Negative feedback loops precipitated by climate change will add to the displacement of the populations of entire countries.
Developing strategies to accommodate displaced populations must meet their needs on several layers, from the superficial to the substantial.
Displaced populations face unique challenges, often being unwelcome in their new environment, but still needing to meet the basic needs of their communities.
In order to find inspiration for design strategies that address the needs of displaced populations, I traveled to the Gobi Desert to study the strategies of local nomads and learn how they face the challenges of living on the move.
By observing the daily habits of those who make the desert their home, I was able to understand how communities adapt to their local environment and how it shapes their relationships.
In order to improve the quality of life of displaced populations, building empathy for them among potential host states is key. To this end, I set out to design an empathy toolkit that can be used in classrooms as part of social studies curricula.
By adapting the concepts that make board games work to this framework of needs, I was able to prototype an empathy toolkit designed for grade school and high school students.
Successful communities satisfy the needs of their members. For the purposes of my framework, I adapted Manfred Max-Neef's "Human Scale Development" framework to insights gathered from my own primary and secondary research.
Participants can keep track of how well each need is met on an individual scorecard.
There are four types of cards included in the empathy toolkit: SCENARIO cards, CIRCUMSTANCE cards, EVENT cards, and ACTION cards.
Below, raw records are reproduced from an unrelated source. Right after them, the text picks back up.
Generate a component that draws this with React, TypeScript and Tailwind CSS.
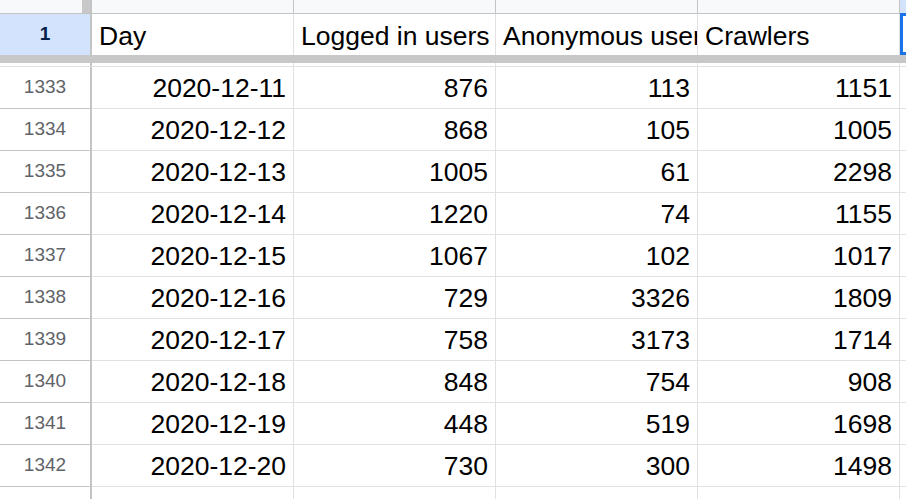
const rows = [
  ["1333", "2020-12-11", "876", "113", "1151"],
  ["1334", "2020-12-12", "868", "105", "1005"],
  ["1335", "2020-12-13", "1005", "61", "2298"],
  ["1336", "2020-12-14", "1220", "74", "1155"],
  ["1337", "2020-12-15", "1067", "102", "1017"],
  ["1338", "2020-12-16", "729", "3326", "1809"],
  ["1339", "2020-12-17", "758", "3173", "1714"],
  ["1340", "2020-12-18", "848", "754", "908"],
  ["1341", "2020-12-19", "448", "519", "1698"],
  ["1342", "2020-12-20", "730", "300", "1498"],
]

const headers = ["Day", "Logged in users", "Anonymous users", "Crawlers"]

function RowHead({ children, className = "" }: { children?: React.ReactNode; className?: string }) {
  return (
    <div className={`w-[92px] shrink-0 border-r-2 border-[#c4c4c4] flex items-center justify-center ${className}`}>
      {children}
    </div>
  )
}

export default function App() {
  return (
    <div
      className="w-[906px] h-[499px] overflow-hidden bg-white text-black"
      style={{ fontFamily: "'Liberation Sans', Arial, sans-serif" }}
    >
      {/* column header strip (mostly scrolled away) */}
      <div className="flex h-[14px] border-b border-[#c4c4c4]">
        <div className="w-[92px] shrink-0 flex border-r-2 border-[#c4c4c4]">
          <div className="w-[82px] bg-[#f8f9fa]" />
          <div className="w-[8px] bg-[#c8c8c8]" />
        </div>
        {headers.map((h) => (
          <div key={h} className="w-[202px] shrink-0 border-r border-[#c4c4c4] bg-[#f8f9fa]" />
        ))}
        <div className="flex-1 bg-[#d3e3fd]" />
      </div>

      {/* frozen row 1 */}
      <div className="flex h-[41px]">
        <RowHead className="bg-[#d3e3fd] text-[19px] font-bold text-[#041e49]">1</RowHead>
        {headers.map((h) => (
          <div
            key={h}
            className="w-[202px] shrink-0 border-r border-[#e1e1e1] flex items-center px-[7px] pt-[5px] text-[26.5px] whitespace-nowrap overflow-hidden"
          >
            {h}
          </div>
        ))}
        <div className="flex-1 -mt-[1px] h-[42px] border-[3px] border-r-0 border-[#1a73e8]" />
      </div>

      {/* frozen divider */}
      <div className="h-[8px] bg-[#c8c8c8]" />
      <div className="flex h-[4px] border-b border-[#e1e1e1]">
        <RowHead />
        {headers.map((h) => (
          <div key={h} className="w-[202px] shrink-0 border-r border-[#e1e1e1]" />
        ))}
      </div>

      {rows.map(([n, ...cells]) => (
        <div key={n} className="flex h-[42px] border-b border-[#e1e1e1]">
          <RowHead className="border-b border-b-[#c4c4c4] -mb-[1px] text-[19px] text-[#5f6368]">{n}</RowHead>
          {cells.map((c, i) => (
            <div
              key={i}
              className="w-[202px] shrink-0 border-r border-[#e1e1e1] flex items-center justify-end px-[7px] pt-[3px] text-[26.5px] whitespace-nowrap"
            >
              {c}
            </div>
          ))}
        </div>
      ))}

      <div className="flex h-[20px]">
        <RowHead />
        {headers.map((h) => (
          <div key={h} className="w-[202px] shrink-0 border-r border-[#e1e1e1]" />
        ))}
      </div>
    </div>
  )
}
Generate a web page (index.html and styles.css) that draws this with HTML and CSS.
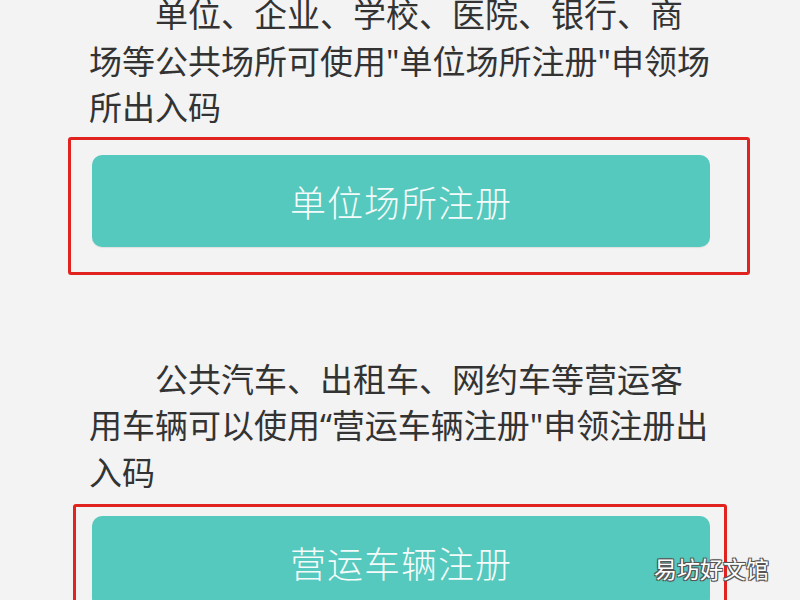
FILE: index.html
```html
<!DOCTYPE html>
<html lang="zh-CN">
<head>
<meta charset="utf-8">
<title>注册</title>
<link rel="stylesheet" href="styles.css">
</head>
<body>
<div class="page">
  <section class="section section--first">
    <p class="desc">单位、企业、学校、医院、银行、商场等公共场所可使用"单位场所注册"申领场所出入码</p>
    <div class="mark mark--first">
      <div class="btn">单位场所注册</div>
    </div>
  </section>
  <section class="section section--second">
    <p class="desc">公共汽车、出租车、网约车等营运客用车辆可以使用“营运车辆注册"申领注册出入码</p>
    <div class="mark mark--second">
      <div class="btn">营运车辆注册</div>
    </div>
  </section>
  <div class="watermark">易坊好文馆</div>
</div>
</body>
</html>
```
FILE: styles.css
```css
html, body {
  margin: 0;
  padding: 0;
  background: #f3f3f3;
}
body {
  font-family: "Noto Sans CJK SC", "Noto Sans", sans-serif;
  color: #333333;
}
.page {
  position: relative;
  width: 800px;
  height: 600px;
  overflow: hidden;
}
.section {
  display: flex;
  flex-direction: column;
}
.section--first {
  margin-top: -8px;
}
.section--second {
  margin-top: 82px;
}
.desc {
  margin: 0 0 0 89px;
  width: 625px;
  font-family: "Noto Sans", "Noto Sans CJK SC", sans-serif;
  font-size: 33px;
  line-height: 46.5px;
  text-indent: 66px;
}
.mark {
  border: 3px solid #e0231f;
  border-radius: 3px;
  box-sizing: border-box;
}
.mark--first {
  margin: 5px 0 0 68px;
  width: 682px;
  padding: 15px 37px 25px 21px;
}
.mark--second {
  margin: 8px 0 0 73px;
  width: 654px;
  padding: 9px 14px 25px 16px;
}
.btn {
  height: 92px;
  background: #55c9bd;
  border-radius: 10px;
  display: flex;
  align-items: center;
  justify-content: center;
  color: #f4fbfa;
  font-size: 36px;
  font-weight: 300;
  letter-spacing: 1px;
  box-shadow: 0 1px 1px rgba(0,0,0,0.08);
}
.watermark {
  position: absolute;
  left: 654px;
  top: 552px;
  font-size: 23px;
  line-height: 32px;
  color: #ffffff;
  text-shadow: -1px -1px 0 #555, 1px -1px 0 #555, -1px 1px 0 #555, 1px 1px 0 #555, 0 0 2px #444;
}
```
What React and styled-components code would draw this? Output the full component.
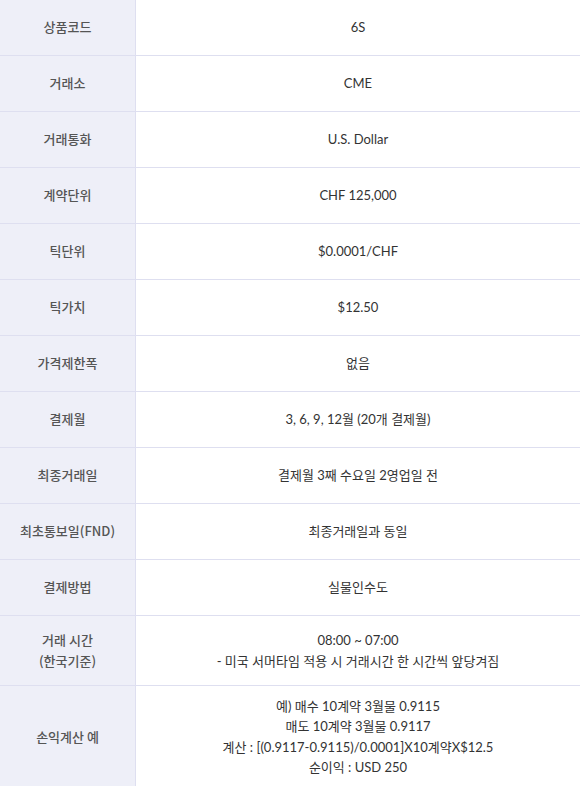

SCENARIO cards give participants context for their decisions.
Participants are tasked with meeting the needs of their population in new and unfamiliar environments.The CIRCUMSTANCE cards represent the space available for their community to inhabit.
Participants can use ACTION cards to build improvements to their camp to meet the needs of their population.
Some ACTION cards represent policy decisions participants can make.
Some ACTION cards represent aid from outside entities.
EVENT cards give participants new challenges to respond to.
The goal of this empathy toolkit, called THIS PLACE, is to face students in potential host countries with some of the challenges and decisions faced by displaced populations with the hope of building a sense of empathy for potential future friends and neighbors.